I think double taps are really nicely covered by the team here
Stovepipes are when the spent brass fails to completely exit the ejection port and is trapped by the slide as it moves forward. This can result in the empty brass sticking straight up and pinched in the ejection port, preventing the slide from returning to its fully forward position (that full forward position is called “in battery”). The resulting brass-sticking-up situation looks like a stovepipe, hence the name.
There are multiple causes for stovepipes, but the common ones are
- “limp wristing” - grip and position allows too much movement on the recoil and bleeds off the energy that should operate the slide movement and extraction of the spent shell
- round is under powered - the firing round doesn’t generate enough energy to overcome the recoil spring and the slide doesn’t travel all the way back before returning forward
- recoil spring is too stiff - the spring overpowers the force of the round throwing the slide backwards and the slide doesn’t travel all the way back before returning forwards
- dry or dirty gun - the slide should be oiled where it meets the rails so it slides smoothly forward and back.
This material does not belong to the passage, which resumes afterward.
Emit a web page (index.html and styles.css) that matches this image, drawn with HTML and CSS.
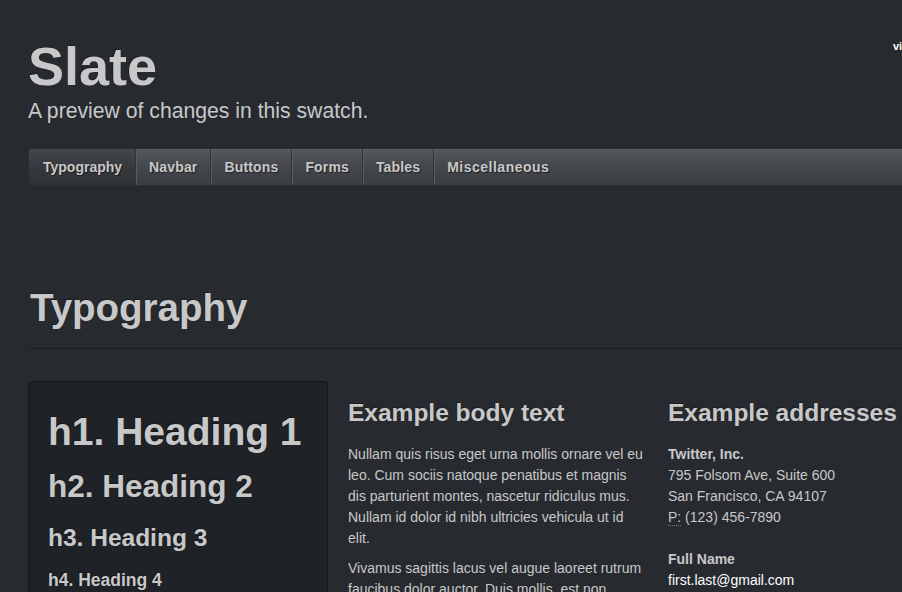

If there is too little lubrication or a lot of gunk has built up, it creates additional drag on the slide so it doesn’t cycle properly
- extractor issues - the extractor is supposed to pull the used brass out of the chamber and pop it out of the ejection port, but if it’s not working correctly, that may fail
That list is more-or-less in order by likelyhood.
Stovepipes are a malfunction of the FTE (failure to eject) type but are sometimes included as a FTF (failure to feed). In any case, your gun won’t fire in this condition and the offending brass has to be cleared and a round chambered, then the slide must return to battery, before you can make your next shot.
Clearing malfunctions is part of what your instructor should be teaching you, as it can be critical in a self defense situation.